Good morning children,

It is so good to see you. I have a message this morning about little people like you. Want to hear it?  (children respond)

Do you ever argue? Do you argue with your sister or brother? Do you ever argue with your parents? Or teachers? Or classmates?

Arguing is not the same as fighting. Actually, it is healthy to argue. Arguing can be fun and useful as long as there is respect for one another.

One day, Jesus heard his disciples arguing. But their arguments were sad. They argued about who was the greatest. It would be like someone in your playground or at school who boasts, “I'm tougher than you! I'm bigger than you! I'm smarter than you. I'm better looking than you!”  Ever heard that kind of bragging?

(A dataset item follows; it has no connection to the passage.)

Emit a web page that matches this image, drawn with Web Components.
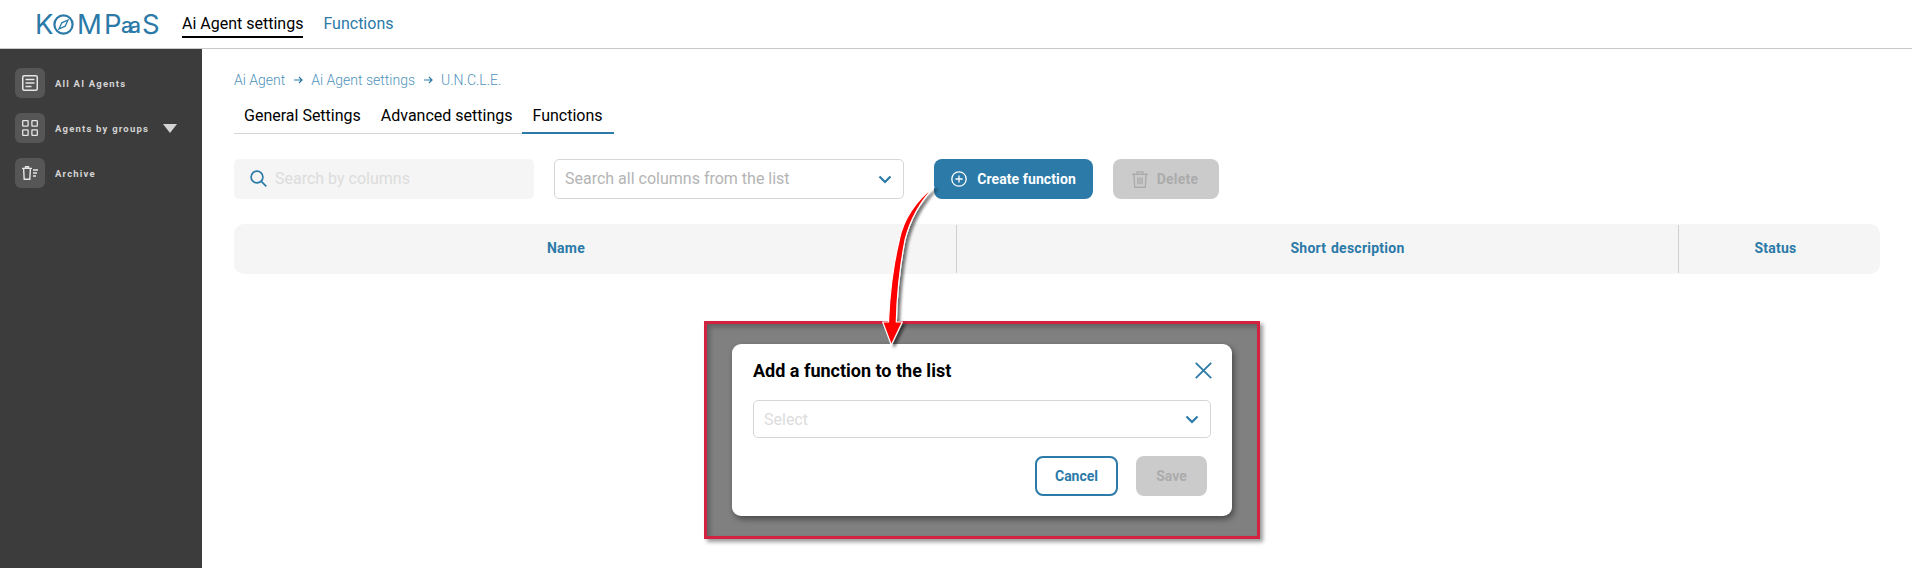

Being great is great. But Jesus’ “greatness” differs from what the disciples and kids often boast about.

Jesus invited a child to sit on his lap. He then pointed out to the disciples that greatness is being like a child -- a humble child. So what do you suppose the disciples saw in that little child on Jesus’ lap? (children may respond) Did they see how a child teaches love?  Did they realize that a child teaches laughter? Did they understand that a child is humble as a little person? Did they see how a child enjoys closeness and togetherness?

Adults can be great but not by arguing who is the greatest? Adults are great when they capture their childhood innocence and love. You children are already great.

You were created great in God's image. You are redeemed by Christ's grace and love.

So be you -- kids!

Prayer: Lord Jesus help us to be great by serving you. Help us to always be humble as a child. Amen.